## REQUEST
Exclude any images and output the remaining records exactly.
>> begin SUPPLIED RECORDS
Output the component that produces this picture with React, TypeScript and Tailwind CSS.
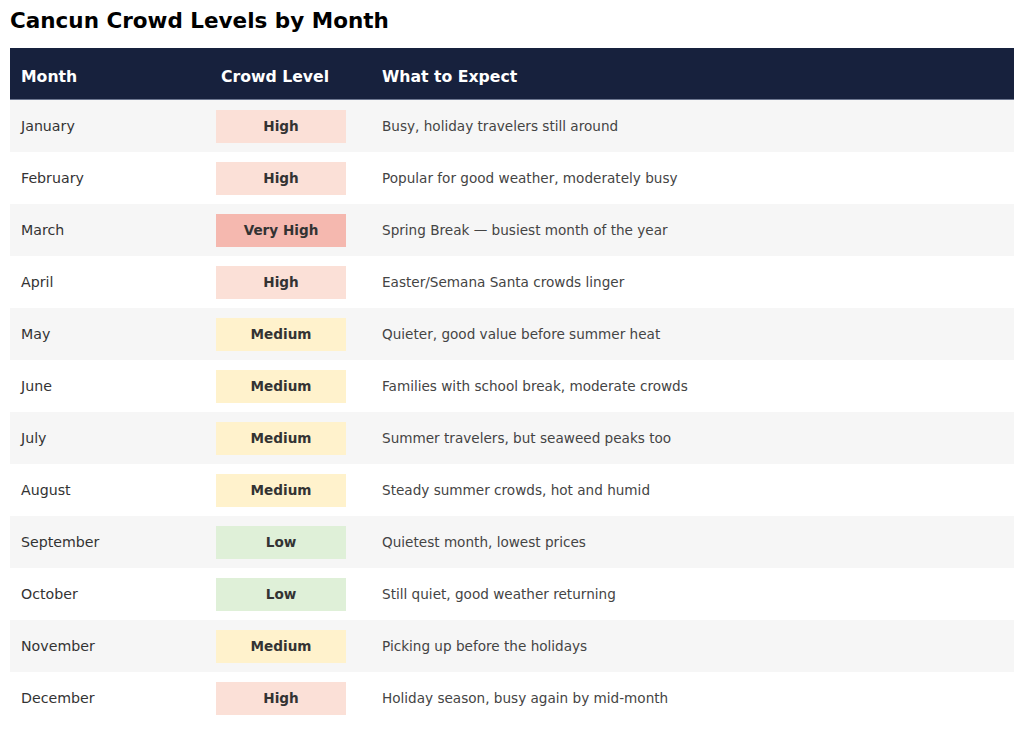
import React from "react";

type Level = "High" | "Very High" | "Medium" | "Low";

const rows: { m: string; l: Level; d: string }[] = [
  { m: "January", l: "High", d: "Busy, holiday travelers still around" },
  { m: "February", l: "High", d: "Popular for good weather, moderately busy" },
  { m: "March", l: "Very High", d: "Spring Break — busiest month of the year" },
  { m: "April", l: "High", d: "Easter/Semana Santa crowds linger" },
  { m: "May", l: "Medium", d: "Quieter, good value before summer heat" },
  { m: "June", l: "Medium", d: "Families with school break, moderate crowds" },
  { m: "July", l: "Medium", d: "Summer travelers, but seaweed peaks too" },
  { m: "August", l: "Medium", d: "Steady summer crowds, hot and humid" },
  { m: "September", l: "Low", d: "Quietest month, lowest prices" },
  { m: "October", l: "Low", d: "Still quiet, good weather returning" },
  { m: "November", l: "Medium", d: "Picking up before the holidays" },
  { m: "December", l: "High", d: "Holiday season, busy again by mid-month" },
];

const badge: Record<Level, string> = {
  High: "bg-[#fbe0d7]",
  "Very High": "bg-[#f5b8af]",
  Medium: "bg-[#fff2cc]",
  Low: "bg-[#dff0d8]",
};

export default function App() {
  return (
    <div
      className="w-[1024px] h-[735px] bg-white px-[10px] pt-[7px]"
      style={{ fontFamily: '"DejaVu Sans", sans-serif' }}
    >
      <h1 className="text-[21.5px] font-bold text-black leading-[28px] mb-[13px]">
        Cancun Crowd Levels by Month
      </h1>
      <div className="w-[1004px]">
        <div className="grid grid-cols-[200px_161px_1fr] h-[52px] items-center pt-[7px] bg-[#17213d] text-white font-bold text-[15.7px] leading-[20px] border-b border-[#6d7790]">
          <div className="pl-[11px]">Month</div>
          <div className="pl-[11px]">Crowd Level</div>
          <div className="pl-[11px]">What to Expect</div>
        </div>
        {rows.map((r, i) => (
          <div
            key={r.m}
            className={`grid grid-cols-[200px_161px_1fr] h-[52px] items-center leading-[20px] ${
              i % 2 === 0 ? "bg-[#f6f6f6]" : "bg-white"
            }`}
          >
            <div className="pl-[11px] text-[14.2px] text-[#333333]">{r.m}</div>
            <div className="pl-[6px]">
              <div
                className={`w-[130px] h-[33px] flex items-center justify-center text-[13.6px] font-bold text-[#333333] ${badge[r.l]}`}
              >
                {r.l}
              </div>
            </div>
            <div className="pl-[11px] text-[13.6px] text-[#444444]">{r.d}</div>
          </div>
        ))}
      </div>
    </div>
  );
}
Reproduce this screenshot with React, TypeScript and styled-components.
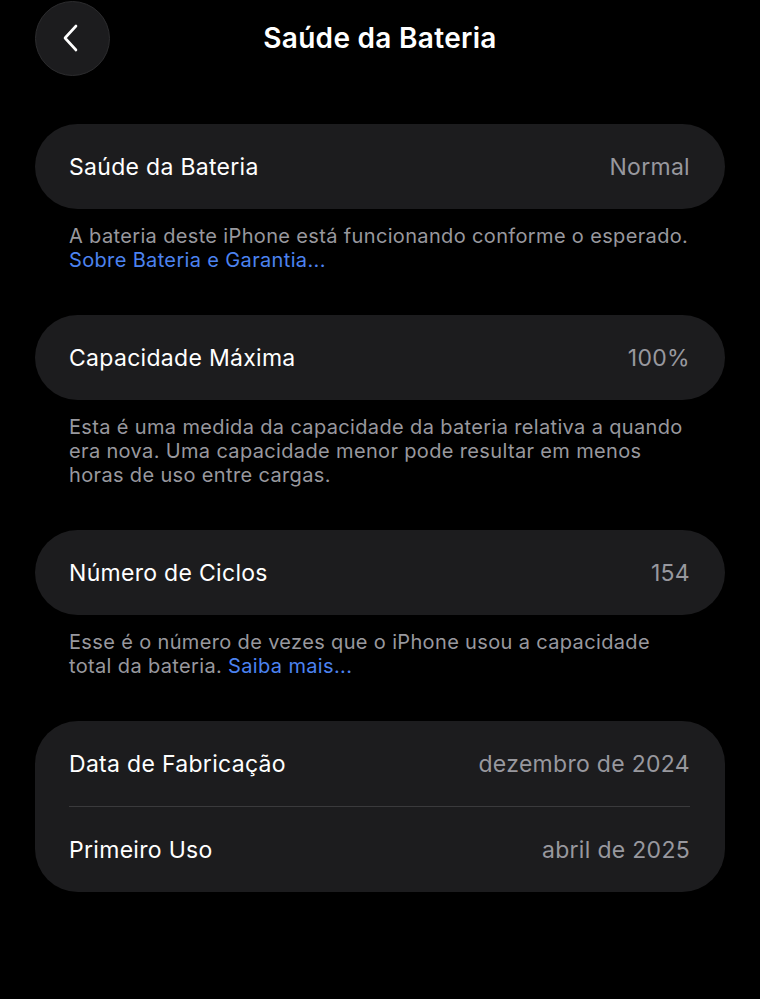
import React from 'react'
import styled, { createGlobalStyle } from 'styled-components'

const GlobalStyle = createGlobalStyle`
  html, body {
    margin: 0;
    padding: 0;
    background: #000;
  }
  body {
    font-family: Inter, 'Noto Sans', sans-serif;
    -webkit-font-smoothing: antialiased;
  }
`

const Page = styled.div`
  width: 760px;
  min-height: 999px;
  background: #000;
  color: #fff;
`

const Header = styled.header`
  display: grid;
  grid-template-columns: 1fr auto 1fr;
  align-items: center;
  height: 76px;
  padding: 0 35px;
`

const BackButton = styled.button`
  width: 75px;
  height: 75px;
  border-radius: 50%;
  background: #1c1c1e;
  border: 1px solid #2c2c2e;
  display: flex;
  align-items: center;
  justify-content: center;
  padding: 0 4px 0 0;
  cursor: pointer;
`

const Title = styled.h1`
  margin: 0;
  font-size: 28px;
  font-weight: 600;
  letter-spacing: 0.3px;
  color: #fff;
`

const Content = styled.main`
  display: flex;
  flex-direction: column;
  gap: 43px;
  padding: 48px 35px 0;
`

const Section = styled.section`
  display: flex;
  flex-direction: column;
  gap: 15px;
`

const Card = styled.div`
  background: #1c1c1e;
  border-radius: 43px;
  padding: 0 35px 0 34px;
`

const Row = styled.div`
  display: flex;
  align-items: center;
  justify-content: space-between;
  height: 85px;
`

const Divider = styled.div`
  height: 1px;
  background: #3a3a3c;
`

const Label = styled.span`
  font-size: 23px;
  color: #fff;
  letter-spacing: 0.3px;
`

const Value = styled.span`
  font-size: 23px;
  color: #98989e;
  letter-spacing: 0.3px;
`

const Footnote = styled.p`
  margin: 0;
  padding: 0 30px 0 34px;
  font-size: 20px;
  line-height: 24px;
  color: #98989e;
  letter-spacing: 0.35px;
`

const Link = styled.a`
  color: #4c83f0;
  text-decoration: none;
`

const ChevronLeft = () => (
  <svg width="18" height="28" viewBox="0 0 18 28" fill="none">
    <path d="M14 2 L3 14 L14 26" stroke="#fff" strokeWidth="2.6" strokeLinecap="round" strokeLinejoin="round" />
  </svg>
)

type Item = { label: string; value: string }

const InfoCard = ({ items }: { items: Item[] }) => (
  <Card>
    {items.map((it, i) => (
      <React.Fragment key={it.label}>
        {i > 0 && <Divider />}
        <Row>
          <Label>{it.label}</Label>
          <Value>{it.value}</Value>
        </Row>
      </React.Fragment>
    ))}
  </Card>
)

export default function App() {
  return (
    <Page>
      <GlobalStyle />
      <Header>
        <BackButton aria-label="Voltar">
          <ChevronLeft />
        </BackButton>
        <Title>Saúde da Bateria</Title>
        <span />
      </Header>
      <Content>
        <Section>
          <InfoCard items={[{ label: 'Saúde da Bateria', value: 'Normal' }]} />
          <Footnote>
            A bateria deste iPhone está funcionando conforme o esperado.
            <br />
            <Link href="#">Sobre Bateria e Garantia...</Link>
          </Footnote>
        </Section>
        <Section>
          <InfoCard items={[{ label: 'Capacidade Máxima', value: '100%' }]} />
          <Footnote>
            Esta é uma medida da capacidade da bateria relativa a quando era nova. Uma capacidade menor pode resultar em menos horas de uso entre cargas.
          </Footnote>
        </Section>
        <Section>
          <InfoCard items={[{ label: 'Número de Ciclos', value: '154' }]} />
          <Footnote>
            Esse é o número de vezes que o iPhone usou a capacidade total da bateria.{' '}
            <Link href="#">Saiba mais...</Link>
          </Footnote>
        </Section>
        <Section>
          <InfoCard
            items={[
              { label: 'Data de Fabricação', value: 'dezembro de 2024' },
              { label: 'Primeiro Uso', value: 'abril de 2025' },
            ]}
          />
        </Section>
      </Content>
    </Page>
  )
}
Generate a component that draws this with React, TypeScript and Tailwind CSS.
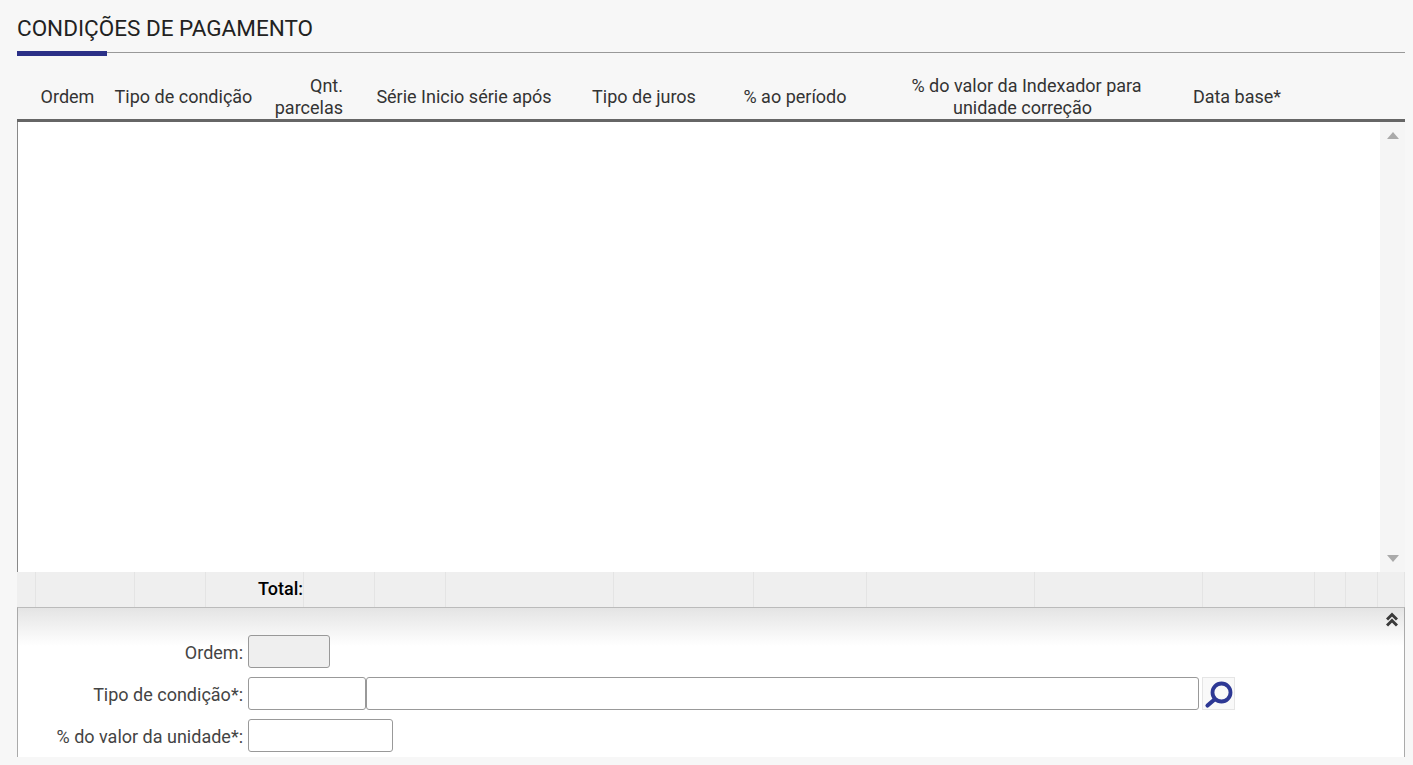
>> end SUPPLIED RECORDS
## EXPECTED ANSWER
Output the component that produces this picture with React, TypeScript and Tailwind CSS.
import React from "react";

type Level = "High" | "Very High" | "Medium" | "Low";

const rows: { m: string; l: Level; d: string }[] = [
  { m: "January", l: "High", d: "Busy, holiday travelers still around" },
  { m: "February", l: "High", d: "Popular for good weather, moderately busy" },
  { m: "March", l: "Very High", d: "Spring Break — busiest month of the year" },
  { m: "April", l: "High", d: "Easter/Semana Santa crowds linger" },
  { m: "May", l: "Medium", d: "Quieter, good value before summer heat" },
  { m: "June", l: "Medium", d: "Families with school break, moderate crowds" },
  { m: "July", l: "Medium", d: "Summer travelers, but seaweed peaks too" },
  { m: "August", l: "Medium", d: "Steady summer crowds, hot and humid" },
  { m: "September", l: "Low", d: "Quietest month, lowest prices" },
  { m: "October", l: "Low", d: "Still quiet, good weather returning" },
  { m: "November", l: "Medium", d: "Picking up before the holidays" },
  { m: "December", l: "High", d: "Holiday season, busy again by mid-month" },
];

const badge: Record<Level, string> = {
  High: "bg-[#fbe0d7]",
  "Very High": "bg-[#f5b8af]",
  Medium: "bg-[#fff2cc]",
  Low: "bg-[#dff0d8]",
};

export default function App() {
  return (
    <div
      className="w-[1024px] h-[735px] bg-white px-[10px] pt-[7px]"
      style={{ fontFamily: '"DejaVu Sans", sans-serif' }}
    >
      <h1 className="text-[21.5px] font-bold text-black leading-[28px] mb-[13px]">
        Cancun Crowd Levels by Month
      </h1>
      <div className="w-[1004px]">
        <div className="grid grid-cols-[200px_161px_1fr] h-[52px] items-center pt-[7px] bg-[#17213d] text-white font-bold text-[15.7px] leading-[20px] border-b border-[#6d7790]">
          <div className="pl-[11px]">Month</div>
          <div className="pl-[11px]">Crowd Level</div>
          <div className="pl-[11px]">What to Expect</div>
        </div>
        {rows.map((r, i) => (
          <div
            key={r.m}
            className={`grid grid-cols-[200px_161px_1fr] h-[52px] items-center leading-[20px] ${
              i % 2 === 0 ? "bg-[#f6f6f6]" : "bg-white"
            }`}
          >
            <div className="pl-[11px] text-[14.2px] text-[#333333]">{r.m}</div>
            <div className="pl-[6px]">
              <div
                className={`w-[130px] h-[33px] flex items-center justify-center text-[13.6px] font-bold text-[#333333] ${badge[r.l]}`}
              >
                {r.l}
              </div>
            </div>
            <div className="pl-[11px] text-[13.6px] text-[#444444]">{r.d}</div>
          </div>
        ))}
      </div>
    </div>
  );
}
Reproduce this screenshot with React, TypeScript and styled-components.
import React from 'react'
import styled, { createGlobalStyle } from 'styled-components'

const GlobalStyle = createGlobalStyle`
  html, body {
    margin: 0;
    padding: 0;
    background: #000;
  }
  body {
    font-family: Inter, 'Noto Sans', sans-serif;
    -webkit-font-smoothing: antialiased;
  }
`

const Page = styled.div`
  width: 760px;
  min-height: 999px;
  background: #000;
  color: #fff;
`

const Header = styled.header`
  display: grid;
  grid-template-columns: 1fr auto 1fr;
  align-items: center;
  height: 76px;
  padding: 0 35px;
`

const BackButton = styled.button`
  width: 75px;
  height: 75px;
  border-radius: 50%;
  background: #1c1c1e;
  border: 1px solid #2c2c2e;
  display: flex;
  align-items: center;
  justify-content: center;
  padding: 0 4px 0 0;
  cursor: pointer;
`

const Title = styled.h1`
  margin: 0;
  font-size: 28px;
  font-weight: 600;
  letter-spacing: 0.3px;
  color: #fff;
`

const Content = styled.main`
  display: flex;
  flex-direction: column;
  gap: 43px;
  padding: 48px 35px 0;
`

const Section = styled.section`
  display: flex;
  flex-direction: column;
  gap: 15px;
`

const Card = styled.div`
  background: #1c1c1e;
  border-radius: 43px;
  padding: 0 35px 0 34px;
`

const Row = styled.div`
  display: flex;
  align-items: center;
  justify-content: space-between;
  height: 85px;
`

const Divider = styled.div`
  height: 1px;
  background: #3a3a3c;
`

const Label = styled.span`
  font-size: 23px;
  color: #fff;
  letter-spacing: 0.3px;
`

const Value = styled.span`
  font-size: 23px;
  color: #98989e;
  letter-spacing: 0.3px;
`

const Footnote = styled.p`
  margin: 0;
  padding: 0 30px 0 34px;
  font-size: 20px;
  line-height: 24px;
  color: #98989e;
  letter-spacing: 0.35px;
`

const Link = styled.a`
  color: #4c83f0;
  text-decoration: none;
`

const ChevronLeft = () => (
  <svg width="18" height="28" viewBox="0 0 18 28" fill="none">
    <path d="M14 2 L3 14 L14 26" stroke="#fff" strokeWidth="2.6" strokeLinecap="round" strokeLinejoin="round" />
  </svg>
)

type Item = { label: string; value: string }

const InfoCard = ({ items }: { items: Item[] }) => (
  <Card>
    {items.map((it, i) => (
      <React.Fragment key={it.label}>
        {i > 0 && <Divider />}
        <Row>
          <Label>{it.label}</Label>
          <Value>{it.value}</Value>
        </Row>
      </React.Fragment>
    ))}
  </Card>
)

export default function App() {
  return (
    <Page>
      <GlobalStyle />
      <Header>
        <BackButton aria-label="Voltar">
          <ChevronLeft />
        </BackButton>
        <Title>Saúde da Bateria</Title>
        <span />
      </Header>
      <Content>
        <Section>
          <InfoCard items={[{ label: 'Saúde da Bateria', value: 'Normal' }]} />
          <Footnote>
            A bateria deste iPhone está funcionando conforme o esperado.
            <br />
            <Link href="#">Sobre Bateria e Garantia...</Link>
          </Footnote>
        </Section>
        <Section>
          <InfoCard items={[{ label: 'Capacidade Máxima', value: '100%' }]} />
          <Footnote>
            Esta é uma medida da capacidade da bateria relativa a quando era nova. Uma capacidade menor pode resultar em menos horas de uso entre cargas.
          </Footnote>
        </Section>
        <Section>
          <InfoCard items={[{ label: 'Número de Ciclos', value: '154' }]} />
          <Footnote>
            Esse é o número de vezes que o iPhone usou a capacidade total da bateria.{' '}
            <Link href="#">Saiba mais...</Link>
          </Footnote>
        </Section>
        <Section>
          <InfoCard
            items={[
              { label: 'Data de Fabricação', value: 'dezembro de 2024' },
              { label: 'Primeiro Uso', value: 'abril de 2025' },
            ]}
          />
        </Section>
      </Content>
    </Page>
  )
}
Generate a component that draws this with React, TypeScript and Tailwind CSS.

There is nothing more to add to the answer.